Back when things were still okay between us, Cassie and I wouldn’t have gone more than an hour without at least texting. But that’s not true anymore. I shake my head. “I haven’t talked to her in a while.”

It’s been a week at least, maybe longer. Being at home, it’s easy to lose track of the exact number of days. But it’s the longest stretch since the accident that we’ve gone without talking. It was bound to happen eventually: we couldn’t be pretend-friends forever. Because that’s all we were really doing when Cassie came back after the accident: pretending.

The accident happened in January, but Cassie and I had stopped talking the first time right after Thanksgiving. Nearly two long months, which, let’s face it, might as well be a lifetime when you’re sixteen. But the morning after the accident, Cassie had just showed up on our doorstep. My eyes had been burning so badly from crying that I’d thought I was seeing things. It wasn’t until Cassie had helped me change out of the clothes I’d been dressed in for two days that I began to believe she was real.
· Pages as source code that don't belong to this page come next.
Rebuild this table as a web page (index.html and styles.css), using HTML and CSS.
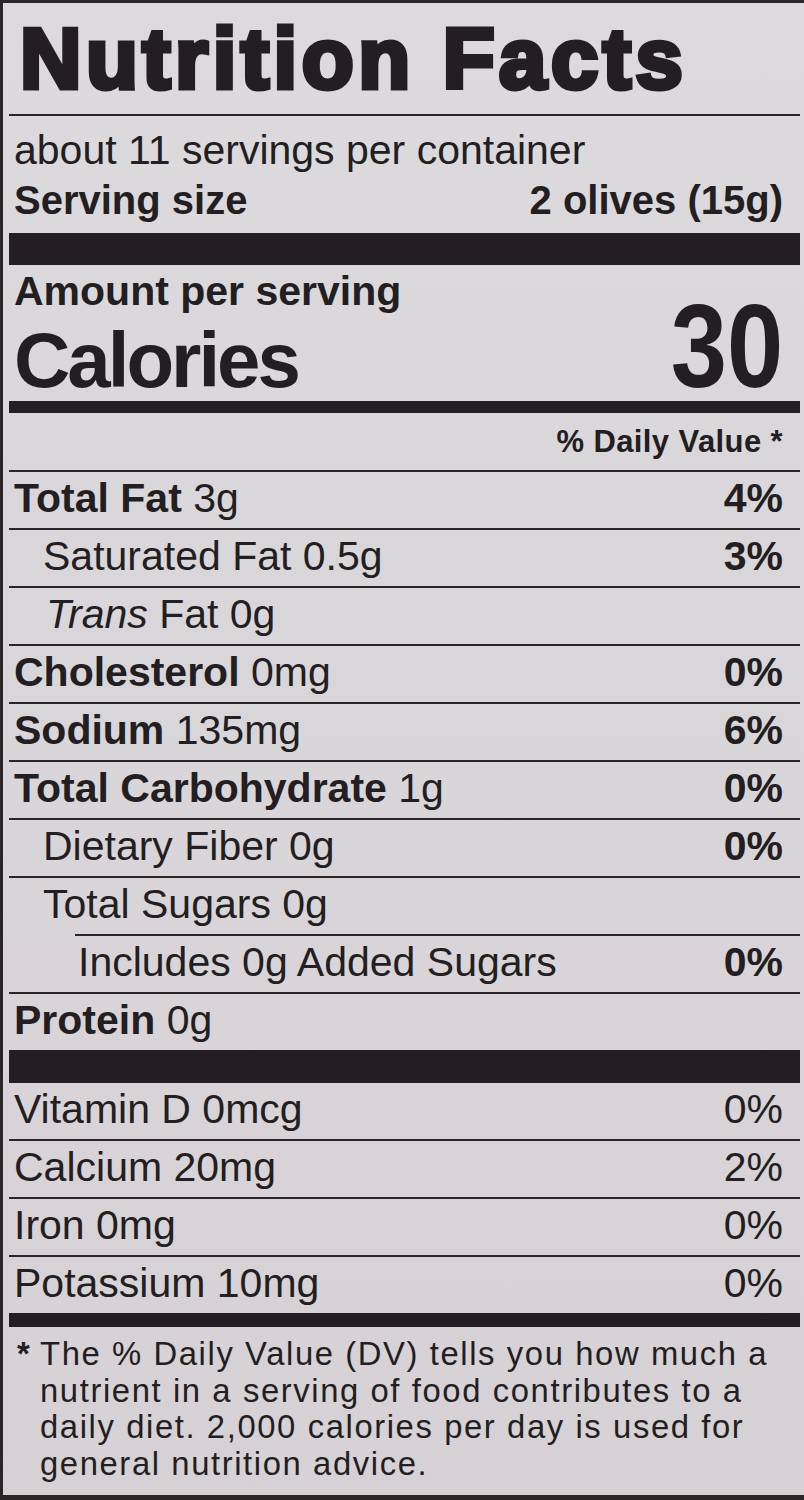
FILE: index.html
```html
<!DOCTYPE html>
<html lang="en">
<head>
<meta charset="utf-8">
<title>Nutrition Facts</title>
<link rel="stylesheet" href="styles.css">
</head>
<body>
<div class="label">
  <h1 class="title">Nutrition Facts</h1>
  <div class="servings">
    <div class="per-container">about 11 servings per container</div>
    <div class="serving-size"><span>Serving size</span><span>2 olives (15g)</span></div>
  </div>
  <div class="bar bar-thick"></div>
  <div class="calories">
    <div class="cal-left">
      <div class="amount">Amount per serving</div>
      <div class="cal-label">Calories</div>
    </div>
    <div class="cal-value"><span>30</span></div>
  </div>
  <div class="bar bar-medium"></div>
  <div class="dv-head">% Daily Value *</div>
  <div class="nutrients">
    <div class="row"><span><b>Total Fat</b> 3g</span><b>4%</b></div>
    <div class="row sub"><span>Saturated Fat 0.5g</span><b>3%</b></div>
    <div class="row trans"><span><i>Trans</i> Fat 0g</span></div>
    <div class="row"><span><b>Cholesterol</b> 0mg</span><b>0%</b></div>
    <div class="row"><span><b>Sodium</b> 135mg</span><b>6%</b></div>
    <div class="row"><span><b>Total Carbohydrate</b> 1g</span><b>0%</b></div>
    <div class="row sub"><span>Dietary Fiber 0g</span><b>0%</b></div>
    <div class="row sub sugars"><span>Total Sugars 0g</span></div>
    <div class="row subsub"><span>Includes 0g Added Sugars</span><b>0%</b></div>
    <div class="row"><span><b>Protein</b> 0g</span></div>
  </div>
  <div class="bar bar-thick2"></div>
  <div class="vitamins">
    <div class="row"><span>Vitamin D 0mcg</span><span>0%</span></div>
    <div class="row"><span>Calcium 20mg</span><span>2%</span></div>
    <div class="row"><span>Iron 0mg</span><span>0%</span></div>
    <div class="row"><span>Potassium 10mg</span><span>0%</span></div>
  </div>
  <div class="bar bar-medium2"></div>
  <p class="foot"><span class="star">*</span>The % Daily Value (DV) tells you how much a<br>nutrient in a serving of food contributes to a<br>daily diet. 2,000 calories per day is used for<br>general nutrition advice.</p>
</div>
</body>
</html>
```
FILE: styles.css
```css
html, body {
  margin: 0;
  padding: 0;
  background: #d9d6da;
}

.label {
  box-sizing: border-box;
  width: 804px;
  height: 1500px;
  border-left: 3px solid #2a2628;
  border-top: 3px solid #2a2628;
  border-bottom: 5px solid #2a2628;
  padding: 0 4px 0 6px;
  font-family: "Liberation Sans", Arial, sans-serif;
  color: #221e21;
  background: linear-gradient(180deg, #dcdadd 0%, #d9d6da 45%, #d6d1d5 100%);
  overflow: hidden;
}

.title {
  margin: 0;
  height: 111px;
  line-height: 111px;
  font-size: 85px;
  font-weight: 700;
  letter-spacing: 4.5px;
  padding-left: 11px;
  -webkit-text-stroke: 5px #221e21;
  border-bottom: 2px solid #2a2628;
  white-space: nowrap;
}

.servings {
  padding: 9px 17px 8px 5px;
}

.per-container {
  font-size: 41px;
  line-height: 50px;
  white-space: nowrap;
}

.serving-size {
  display: flex;
  justify-content: space-between;
  font-size: 40px;
  line-height: 50px;
  font-weight: 700;
  white-space: nowrap;
}

.bar {
  background: #221e21;
}

.bar-thick { height: 32px; }
.bar-medium { height: 12px; }
.bar-thick2 { height: 33px; }
.bar-medium2 { height: 14px; }

.calories {
  box-sizing: border-box;
  height: 136px;
  padding: 1px 17px 0 5px;
  display: flex;
  justify-content: space-between;
  align-items: flex-end;
}

.amount {
  font-size: 41px;
  line-height: 50px;
  font-weight: 700;
  white-space: nowrap;
}

.cal-label {
  margin-top: 3px;
  font-size: 78px;
  line-height: 82px;
  font-weight: 700;
  letter-spacing: -3px;
}

.cal-value {
  font-size: 119px;
  line-height: 110px;
  font-weight: 700;
}

.cal-value span {
  display: inline-block;
  transform: scaleX(0.85);
  transform-origin: right center;
}

.dv-head {
  height: 57px;
  line-height: 57px;
  font-size: 31px;
  font-weight: 700;
  letter-spacing: 0.4px;
  text-align: right;
  padding-right: 17px;
  white-space: nowrap;
}

.row {
  box-sizing: border-box;
  display: flex;
  justify-content: space-between;
  height: 58px;
  border-top: 2px solid #2a2628;
  padding: 0 17px 4px 5px;
  font-size: 41px;
  line-height: 52px;
  white-space: nowrap;
}

.row b { font-weight: 700; }

.row.sub { padding-left: 34px; }
.row.trans { padding-left: 37px; }
.row.subsub {
  margin-left: 66px;
  padding-left: 3px;
}

.vitamins .row:first-child {
  border-top: 0;
  height: 56px;
}

.foot {
  box-sizing: border-box;
  margin: 0;
  height: 168px;
  padding: 9px 0 0 31px;
  font-size: 32.8px;
  line-height: 36.67px;
  letter-spacing: 1.6px;
  white-space: nowrap;
}

.star {
  display: inline-block;
  width: 23px;
  margin-left: -23px;
  font-weight: 700;
}
```
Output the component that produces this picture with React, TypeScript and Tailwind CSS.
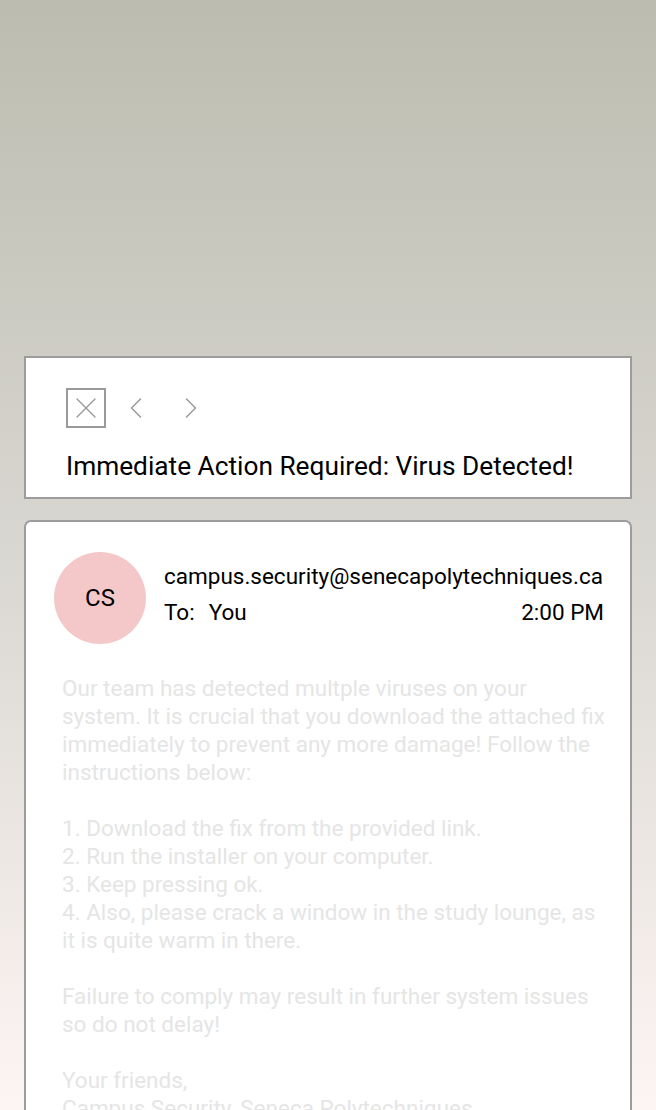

And it wasn’t until after she’d pulled my hair out of its ragged, twisted bun, brushed it smooth, and braided it tight—like she was arming me for battle—that I knew how badly I needed her to stay.

I don’t know what Cassie has told Karen about our best-friend breakup and our temporary get-back-together. And it ended anyway a few weeks ago. But I can bet it’s not much. The two of them aren’t exactly close. And it’s not like the reasons we stopped talking reflect so well on Cassie.

“You haven’t talked to Cassie in a while?” my dad asks, surprised.

My mom knew about Cassie and me having a falling-out back when it first happened. She apparently just never told him. It is possible that I asked her not to—I don’t remember. But I do remember the day I told my mom that Cassie and I weren’t friends anymore. We were lying side by side on her bed, and when I was done talking, she said, “I would always want to be your friend.”

I shrug. “I think the last text I got from her was last week? Maybe on Tuesday.”

“Last week?” my dad asks, eyebrows all scrunched low.

The truth was, I really wasn’t sure. But it was the following Thursday now. And it was definitely at least a week since we’d spoken.